TM8498 Perhaps It’s All about Expectations – detail from left of center
TM8498 Perhpas It’s All about Expectations – detail from lower right with buds emerging
TM8492 Jazz Spring 36×40 oil on panel
It took a long time to complete this painting, which is based on a particular spot at the pond. I’ve painted the location in summer and fall a few times, but Jazz Spring finally expresses the essence of the experience and locale for me. The multitudinous elements of reflection, ripple, and surface vegetation interact to create an almost cacophonious rhythm and “sound”. It’s the energy of spring. I also included a new friend who hung out with me all morning recently when I was on a photo shoot. Details below. Enjoy.

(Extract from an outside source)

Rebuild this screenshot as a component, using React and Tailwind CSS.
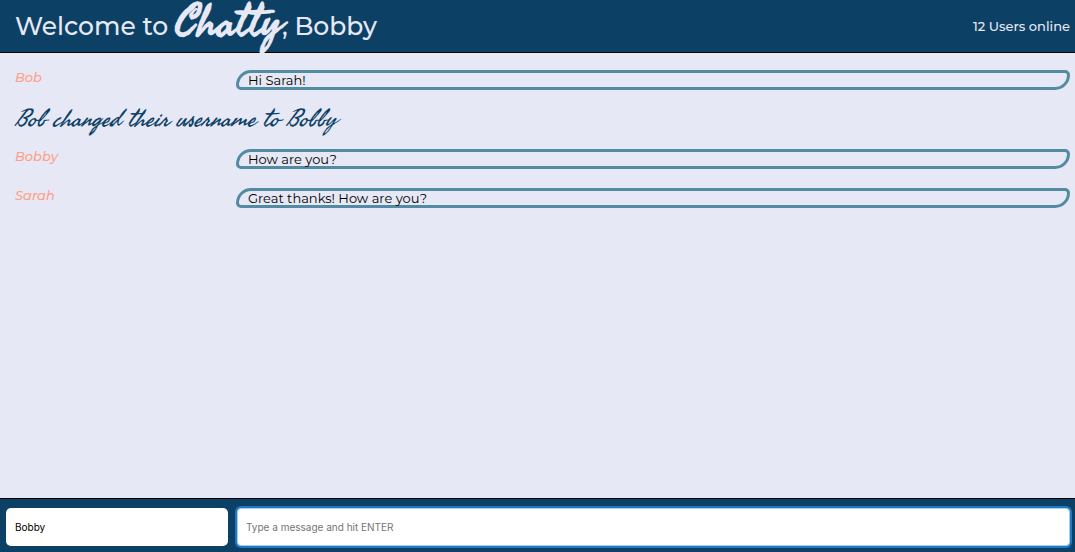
import { useState } from "react";

const messages = [
  { id: 1, type: "message", username: "Bob", content: "Hi Sarah!" },
  { id: 2, type: "notice", content: "Bob changed their username to Bobby" },
  { id: 3, type: "message", username: "Bobby", content: "How are you?" },
  { id: 4, type: "message", username: "Sarah", content: "Great thanks! How are you?" },
];

function NavBar({ username, online }) {
  return (
    <header className="flex h-[53px] shrink-0 items-center justify-between border-b border-black bg-[#0d4065] pr-[5px] pl-[15px] text-[#e6e9f5]">
      <h1 className="flex items-baseline text-[25px] leading-[50px] font-medium whitespace-pre">
        <span>Welcome to </span>
        <span className="font-[Satisfy,'Seaweed_Script','Liberation_Serif',cursive] text-[44px] leading-[40px] font-bold">Chatty</span>
        <span>, {username}</span>
      </h1>
      <p className="text-[13px] leading-4 font-medium">{online} Users online</p>
    </header>
  );
}

function Message({ username, content }) {
  return (
    <div className="flex items-start pl-[15px]">
      <span className="w-[221px] shrink-0 text-[13px] leading-[15px] font-medium text-[#ffa086] italic">{username}</span>
      <p className="flex-1 rounded-[5px] rounded-tl-[15px] rounded-br-[15px] border-3 border-[#538ba2] px-[9px] text-[13px] leading-[14px] text-black">
        {content}
      </p>
    </div>
  );
}

function Notice({ content }) {
  return (
    <p className="-my-1 pl-[15px] font-[Satisfy,'Seaweed_Script','Liberation_Serif',cursive] text-[24px] leading-[29px] text-[#0d4065] italic">
      {content}
    </p>
  );
}

function ChatBar({ username, onRename }) {
  const [draft, setDraft] = useState("");
  return (
    <footer className="flex h-[54px] shrink-0 items-center gap-[9px] border-t border-black bg-[#0d4065] pt-[2px] pr-[5px] pl-[6px] font-[Inter,sans-serif] text-[10px]">
      <input
        aria-label="Your name"
        className="h-[38px] w-[222px] shrink-0 rounded-[5px] bg-white px-[9px] text-black"
        value={username}
        onChange={(e) => onRename(e.target.value)}
      />
      <input
        aria-label="Message"
        className="h-[38px] min-w-0 flex-1 rounded-[4px] border border-[#a9cdf0] bg-white px-2 text-black ring-2 ring-[#1f78c4] outline-none placeholder:text-[#757575]"
        placeholder="Type a message and hit ENTER"
        value={draft}
        onChange={(e) => setDraft(e.target.value)}
      />
    </footer>
  );
}

export default function App() {
  const [username, setUsername] = useState("Bobby");
  return (
    <div className="flex h-screen flex-col bg-[#e6e9f5] font-[Montserrat,Inter,sans-serif]">
      <NavBar username={username} online={12} />
      <main className="flex flex-1 flex-col gap-[19px] overflow-y-auto pt-[17px] pr-[5px]">
        {messages.map((m) =>
          m.type === "notice" ? (
            <Notice key={m.id} content={m.content} />
          ) : (
            <Message key={m.id} username={m.username} content={m.content} />
          )
        )}
      </main>
      <ChatBar username={username} onRename={setUsername} />
    </div>
  );
}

TM8492 Jazz Spring – detail from lower right with portrait of the frog who spent the day with me at the pond
TM8492 Jazz Spring – detail from lower left of center with sky, cloud, and tree reflections
TM8496 Looking for the Little Fishies 28×32 oil on panel
Looking for the Little Fishies is based on a morning spent with a bag of breadcrumbs at the quarry behind a friend’s house in Gloucester, Massachusetts. It was June, and the inquisitive little fish were only too happy to surface for bread crumbs. They never stopped moving, however, so photographing them was catch as catch can. While I was focused on the fish, a frog happily sat on a rock just 18 inches away, partially submerged, and kept me company for at least three hours. I can’t tell you how many fish are in the painting – you’ll have to count them yourself. I can say the pattern of floating leaves, reflections, and shadowy fish can become hypnotic. Detail below. Enjoy.
TM8496 Looking for the Little Fishies – detail from lower left
TM8495 Opening 16×16 oil on panel
A recent afternoon spent kayaking on the Charles River provided an opportunity to look at some lilies close-up. Oh they are lovely – especially just before fully opening – and when they are just past their peak. This small oil portrait is one result of the afternoon. I’m sure more will follow. Enjoy.